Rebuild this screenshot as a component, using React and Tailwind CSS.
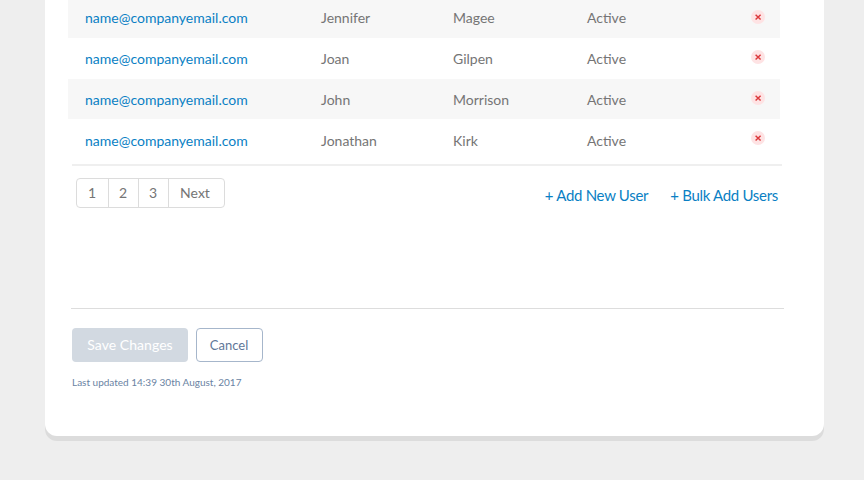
const users = [
  { first: 'Jennifer', last: 'Magee', row: 'h-[38px] bg-[#f7f7f7]', cell: '-mt-px', icon: 'pt-[10px]' },
  { first: 'Joan', last: 'Gilpen', row: 'h-[41px]', cell: 'mt-[2px]', icon: 'pt-[12px]' },
  { first: 'John', last: 'Morrison', row: 'h-[40px] bg-[#f7f7f7]', cell: 'mt-[2px]', icon: 'pt-[12px]' },
  { first: 'Jonathan', last: 'Kirk', row: 'h-[45px]', cell: 'mt-[3px]', icon: 'pt-[12px]' },
];

function RemoveButton() {
  return (
    <button aria-label="Remove user" className="block size-[14px] rounded-full bg-[#fee3e4]">
      <svg viewBox="0 0 14 14" className="block size-[14px]" fill="none" stroke="#dc3a3d" strokeWidth="1.5">
        <path d="M4.6 4.8 9.6 9.5M9.6 4.8 4.6 9.5" />
      </svg>
    </button>
  );
}

function UserRow({ user }) {
  return (
    <div className={`flex w-[712px] items-start pl-[17px] ${user.row}`}>
      <div className={`flex leading-[38px] ${user.cell}`}>
        <div className="w-[236px] text-[#0a7fc4]">name@companyemail.com</div>
        <div className="w-[132px]">{user.first}</div>
        <div className="w-[134px]">{user.last}</div>
        <div className="w-[164px]">Active</div>
      </div>
      <div className={user.icon}>
        <RemoveButton />
      </div>
    </div>
  );
}

export default function App() {
  return (
    <div className="h-[480px] w-[864px] overflow-hidden bg-[#eeeeee] pl-[45px] font-['Lato',sans-serif] text-[14px] text-[#757575]">
      <main className="flex h-[436px] w-[779px] flex-col rounded-b-[12px] bg-white pl-[23px] shadow-[0_5px_0_#dcdcdc]">
        {users.map((user) => (
          <UserRow key={user.first} user={user} />
        ))}
        <div className="ml-[4px] h-[2px] w-[710px] bg-[#efefef]" />
        <div className="flex h-[142px] w-[710px] items-start pl-[8px] pt-[12px]">
          <nav className="flex h-[30px] w-[149px] divide-x divide-[#dcdcdc] rounded-[4px] border border-[#dcdcdc] leading-[28px]">
            <button className="w-[32px] pr-px">1</button>
            <button className="w-[30px] pr-px">2</button>
            <button className="w-[30px] pr-px">3</button>
            <button className="grow pr-[3px]">Next</button>
          </nav>
          <div className="ml-auto flex gap-[22px] pt-[5px] text-[15px] leading-[24px] tracking-[-0.3px] whitespace-nowrap text-[#0a7fc4]">
            <a>+ Add New User</a>
            <a>+ Bulk Add Users</a>
          </div>
        </div>
        <div className="ml-[3px] h-px w-[713px] bg-[#dddddd]" />
        <div className="ml-[4px] flex gap-[8px] pt-[19px]">
          <button className="h-[34px] w-[116px] rounded-[4px] bg-[#d2d9e1] pb-[2px] tracking-[0.05px] text-white">Save Changes</button>
          <button className="h-[34px] w-[67px] rounded-[4px] border border-[#a6b6cb] pr-px pt-[2px] text-[13px] text-[#5f7899]">Cancel</button>
        </div>
        <p className="ml-[4px] pt-[12px] text-[10px] leading-[16px] text-[#6a83a3]">Last updated 14:39 30th August, 2017</p>
      </main>
    </div>
  );
}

Required task
Please set down each line of the data above exactly as written, without the pictures.

Exercise solution
Rebuild this screenshot as a component, using React and Tailwind CSS.
const users = [
  { first: 'Jennifer', last: 'Magee', row: 'h-[38px] bg-[#f7f7f7]', cell: '-mt-px', icon: 'pt-[10px]' },
  { first: 'Joan', last: 'Gilpen', row: 'h-[41px]', cell: 'mt-[2px]', icon: 'pt-[12px]' },
  { first: 'John', last: 'Morrison', row: 'h-[40px] bg-[#f7f7f7]', cell: 'mt-[2px]', icon: 'pt-[12px]' },
  { first: 'Jonathan', last: 'Kirk', row: 'h-[45px]', cell: 'mt-[3px]', icon: 'pt-[12px]' },
];

function RemoveButton() {
  return (
    <button aria-label="Remove user" className="block size-[14px] rounded-full bg-[#fee3e4]">
      <svg viewBox="0 0 14 14" className="block size-[14px]" fill="none" stroke="#dc3a3d" strokeWidth="1.5">
        <path d="M4.6 4.8 9.6 9.5M9.6 4.8 4.6 9.5" />
      </svg>
    </button>
  );
}

function UserRow({ user }) {
  return (
    <div className={`flex w-[712px] items-start pl-[17px] ${user.row}`}>
      <div className={`flex leading-[38px] ${user.cell}`}>
        <div className="w-[236px] text-[#0a7fc4]">name@companyemail.com</div>
        <div className="w-[132px]">{user.first}</div>
        <div className="w-[134px]">{user.last}</div>
        <div className="w-[164px]">Active</div>
      </div>
      <div className={user.icon}>
        <RemoveButton />
      </div>
    </div>
  );
}

export default function App() {
  return (
    <div className="h-[480px] w-[864px] overflow-hidden bg-[#eeeeee] pl-[45px] font-['Lato',sans-serif] text-[14px] text-[#757575]">
      <main className="flex h-[436px] w-[779px] flex-col rounded-b-[12px] bg-white pl-[23px] shadow-[0_5px_0_#dcdcdc]">
        {users.map((user) => (
          <UserRow key={user.first} user={user} />
        ))}
        <div className="ml-[4px] h-[2px] w-[710px] bg-[#efefef]" />
        <div className="flex h-[142px] w-[710px] items-start pl-[8px] pt-[12px]">
          <nav className="flex h-[30px] w-[149px] divide-x divide-[#dcdcdc] rounded-[4px] border border-[#dcdcdc] leading-[28px]">
            <button className="w-[32px] pr-px">1</button>
            <button className="w-[30px] pr-px">2</button>
            <button className="w-[30px] pr-px">3</button>
            <button className="grow pr-[3px]">Next</button>
          </nav>
          <div className="ml-auto flex gap-[22px] pt-[5px] text-[15px] leading-[24px] tracking-[-0.3px] whitespace-nowrap text-[#0a7fc4]">
            <a>+ Add New User</a>
            <a>+ Bulk Add Users</a>
          </div>
        </div>
        <div className="ml-[3px] h-px w-[713px] bg-[#dddddd]" />
        <div className="ml-[4px] flex gap-[8px] pt-[19px]">
          <button className="h-[34px] w-[116px] rounded-[4px] bg-[#d2d9e1] pb-[2px] tracking-[0.05px] text-white">Save Changes</button>
          <button className="h-[34px] w-[67px] rounded-[4px] border border-[#a6b6cb] pr-px pt-[2px] text-[13px] text-[#5f7899]">Cancel</button>
        </div>
        <p className="ml-[4px] pt-[12px] text-[10px] leading-[16px] text-[#6a83a3]">Last updated 14:39 30th August, 2017</p>
      </main>
    </div>
  );
}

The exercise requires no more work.